Looking at this from the European perspective, the degree and speed with which to which recent immigrants and their descendants manage to feel themselves very Canadian and Torontonian is unthinkable. No doubt, many people and even whole groups remain unintegrated or would be considered non-Canadian. However, the groups that come to mind (Somali, Korean, some of the Indians, Russians, Persians) are still in the first generation, and one can project that their kids will be well integrated or at least identify as being Canadian.
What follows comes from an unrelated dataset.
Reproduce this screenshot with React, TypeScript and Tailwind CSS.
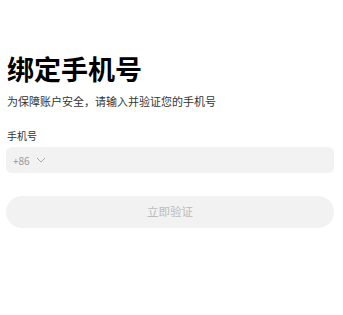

Why can Canada’s big cities soak of these immigrants so well? Of course a number of factors play a role here: the type of higher skill immigrant Canada admits, the dynamically emerged Canadian acceptance culture of others cultures, the relative lack of ‘strong ethnic-cultural identity’ which is present in Europe, and so on. The nearly de facto reality that a resident of i.e. Toronto is a 1st-3rd generation immigrant themselves plays a role in accepting others.
This of course seems to shut the door on any real anti-immigrant sentiment a) emerging in a large enough subset of the population; b) manifesting itself in a popular political platform.
On the flipside, it really does bring up questions of what it means to be a Canadian. Being over in Berlin, I often find myself describing “what Canadians would think” about an issue, or “what Toronto is like compared to Berlin”.
This can be tricky to answer, because I am aware that the implicit assumption is that I will speak on behalf of the dominant white group (i.e. what the Germans are to Germany), which it is also taken for granted that I am a part of. In contrast, I would hold that 1) In fact such a group doesn’t really exist in Canada’s big cities in large enough numbers to consider the ‘majority group’; 2) The other groups are in fact Canadians as well, but then I stumped again because I am both not sure of their opinions about various social/cultural norms (which is a negative byproduct of such high levels of immigration – others do not get time to become aware of the views of the new groups) AND I am aware I am almost deceiving the German asking the question by including them in my answer.